Harris, L. January 2013 (has links)
This thesis examines Britain’s relationship with the Olympic Games between 1908 and 1920, a period which witnesses Britain’s first serious entrance into the Olympics and the development of the Olympic Games into the movement which it is today. This thesis uses the British media as the primary source to analyse and examine the development of the nation’s attitudes and identities towards the Olympics. The Games of this period, from London (1908), Stockholm (1912), Antwerp (1920), along with the preparations for the aborted 1916 Berlin Olympics are considered. The reaction to the British performance at each of the Olympics is the main focus of the research. There is also extensive examination into the periods in between the Games, as at this time the most plentiful discussion regarding the British approach appears, particularly that after the Stockholm Olympics.
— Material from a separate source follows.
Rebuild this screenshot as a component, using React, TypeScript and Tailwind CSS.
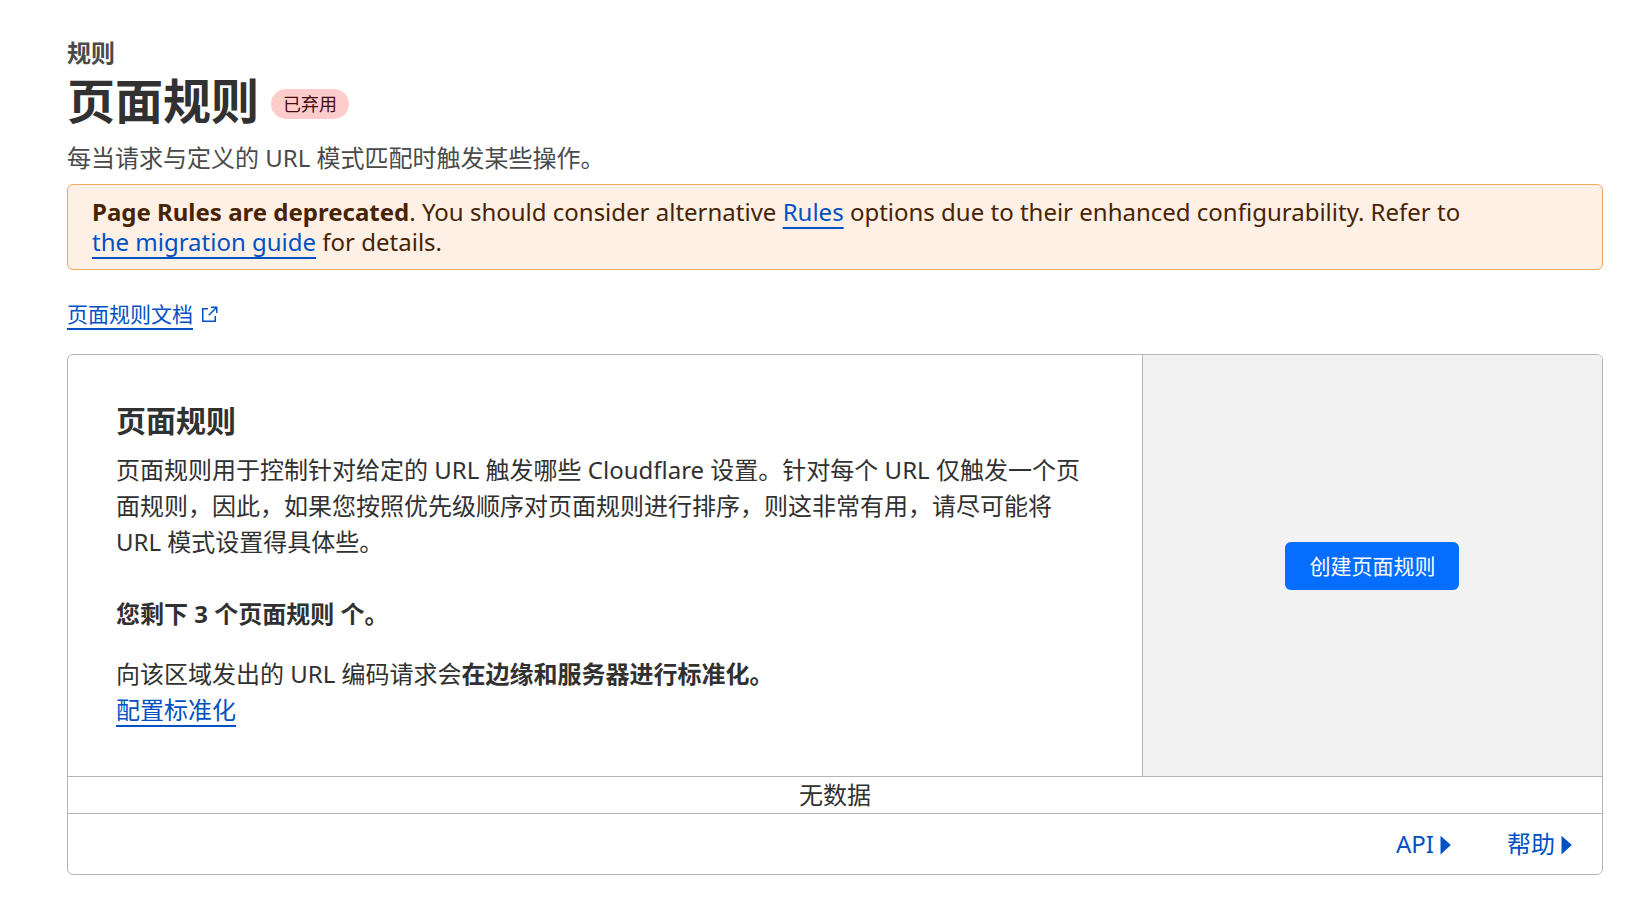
import type { ReactNode } from "react";

function TextLink({ children }: { children: ReactNode }) {
  return (
    <a href="#" className="whitespace-nowrap text-[#0051c3] underline decoration-2 underline-offset-[6px]">
      {children}
    </a>
  );
}

function ExternalIcon() {
  return (
    <svg width="17" height="17" viewBox="0 0 17 17" fill="none" stroke="#0051c3" strokeWidth="1.5" aria-hidden="true">
      <path d="M7 2.75H1.75v12.5h12.5V10" />
      <path d="M10 1.25h5.75V7M15.5 1.5L7.75 9.25" />
    </svg>
  );
}

function Disclosure({ label }: { label: string }) {
  return (
    <button type="button" className="flex items-center gap-1.5 text-[#0051c3]">
      {label}
      <svg className="mt-0.5" width="11" height="20" viewBox="0 0 11 20" fill="#0051c3" aria-hidden="true">
        <path d="M0.5 0.8L10.3 9.6Q10.8 10 10.3 10.4L0.5 19.4Z" />
      </svg>
    </button>
  );
}

export default function App() {
  return (
    <main className="pt-[35px] pr-[39px] pb-7 pl-[67px] font-['Noto_Sans','Noto_Sans_CJK_SC',sans-serif] text-2xl leading-9 text-[#313131]">
      <header className="mb-2">
        <p className="font-bold text-[#4a4a4a]">规则</p>
        <div className="flex items-end gap-3">
          <h1 className="text-5xl leading-[60px] font-bold">页面规则</h1>
          <span className="mb-3 rounded-full bg-[#ffcccc] px-3 text-lg leading-[30px] text-[#430c0c]">已弃用</span>
        </div>
        <p className="mt-[9px] text-[#4a4a4a]">每当请求与定义的 URL 模式匹配时触发某些操作。</p>
      </header>

      <div className="rounded-md border border-[#f0a860] bg-[#fef0e5] px-6 py-3 leading-[30px] text-[#482303]">
        <strong>Page Rules are deprecated</strong>. You should consider alternative <TextLink>Rules</TextLink> options
        due to their enhanced configurability. Refer to <TextLink>the migration guide</TextLink> for details.
      </div>

      <div className="mt-7 mb-6 flex items-center gap-2 text-[21px] leading-8">
        <TextLink>页面规则文档</TextLink>
        <ExternalIcon />
      </div>

      <section className="overflow-hidden rounded-md border border-[#b6b6b6]">
        <div className="grid grid-cols-[7fr_3fr]">
          <div className="p-12">
            <h2 className="mb-[13px] text-3xl leading-9 font-bold">页面规则</h2>
            <p>
              页面规则用于控制针对给定的 URL 触发哪些 Cloudflare 设置。针对每个 URL
              仅触发一个页面规则，因此，如果您按照优先级顺序对页面规则进行排序，则这非常有用，请尽可能将 URL
              模式设置得具体些。
            </p>
            <p className="mt-9 font-bold">您剩下 3 个页面规则 个。</p>
            <p className="mt-6">
              向该区域发出的 URL 编码请求会<strong>在边缘和服务器进行标准化。</strong>
            </p>
            <TextLink>配置标准化</TextLink>
          </div>
          <div className="flex items-center justify-center border-l border-[#b6b6b6] bg-[#f2f2f2]">
            <button type="button" className="rounded-md bg-[#056dff] px-6 py-2 text-[21px] leading-8 text-white">
              创建页面规则
            </button>
          </div>
        </div>
        <div className="border-t border-[#b6b6b6] text-center">无数据</div>
        <div className="flex justify-end gap-14 border-t border-[#b6b6b6] px-[30px] py-3">
          <Disclosure label="API" />
          <Disclosure label="帮助" />
        </div>
      </section>
    </main>
  );
}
In an attempt to create a well rounded picture of how the Olympics are perceived across Britain, sections of the press in England, Ireland, Scotland and Wales have been examined. Throughout the thesis there are reoccurring themes that appear. British perspectives towards the Olympics and their own identity are considered, and throughout there is analysis regarding this. Athletics is at the centre of British Olympic involvement, but field events are viewed as a poorer cousin to track events by those in England in particular, this thesis examines this identity. The period of this thesis is prominently remembered for the First World War, and consequently the relationship between Britain and Germany from an Olympic perspective is examined.